The tank is simplicity itself to build, comprising of a solid styrene block detailed with turned aluminium and brass parts. Less straightforward is the bracket and strap arrangement used to secure it the airframe. I made this from folded litho-plate parts, copying the full-size arrangement closely. However, rather than attach the tank to the fitted brackets, I built the brackets around the tank and drilled the back of it for a round plastic peg. This made installation a lot easier.

 

The de-icing control cock is mounted on a plate bolted to an intercostal between frames 9 and 10. What the eye can’t see behind it comprises of a small cube of styrene drilled at the bottom and both sides to support three turned hexagon brass pipe unions The plate itself is folded litho plate and it is detailed on the front with an aluminium disk embellished with tiny forward-aft stops for the tap and a big hexagon brass nut.

 

The control cock itself – a casting in the real aircraft – posed the only significant challenge because of its sculpted shape. This exemplifies how the model maker must mentally devolve tricky three-dimensional shapes into their more fundamental forms.

 

I began by cutting and drilling the side-view from aluminium sheet, and built up its cube-like body from two pieces of triangular-section styrene rod glued either side and capped with a tiny square (cut from 15 thou micro strip) to represent the steel shaft. The cylindrical front end, which engages against the stops, is impersonated by a piece of styrene tube slit down one side and slid onto the aluminium flat wit a dab of superglue.
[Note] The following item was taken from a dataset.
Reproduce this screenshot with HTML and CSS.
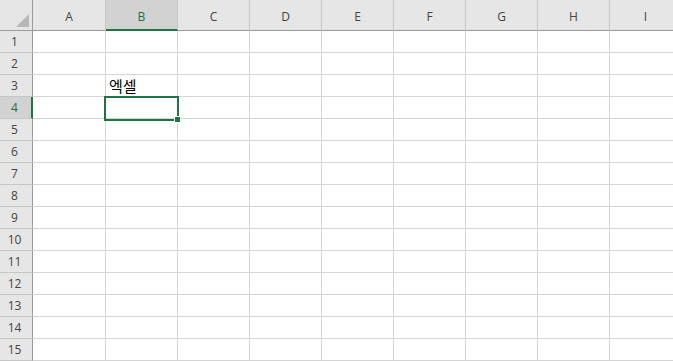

Seen in plan view the cock assumes a wedge-shape, and I developed this by using tiny amounts of plastic metal applied with a scalpel point and cut to shape with needle files.

 

Finally, after painting, I plugged the hole left at the top of the styrene tube with a tiny brass stud and locknut and drilled one flank of the square boss for a brass fixing screw. I photographed the finished assembly (which comprises of 23 individual parts) alongside a picture of the real thing, and I think it passes muster.

 

Building the brass pressurising pump and needle valve mainly involved lathe-work, with its ten or more components turned from hexagon stock and soft soldered together. Only the lower end of the barrel is glued in place, and that after the pump had been installed into its bracket on frame 10, where it is retained in place by three tiny screws.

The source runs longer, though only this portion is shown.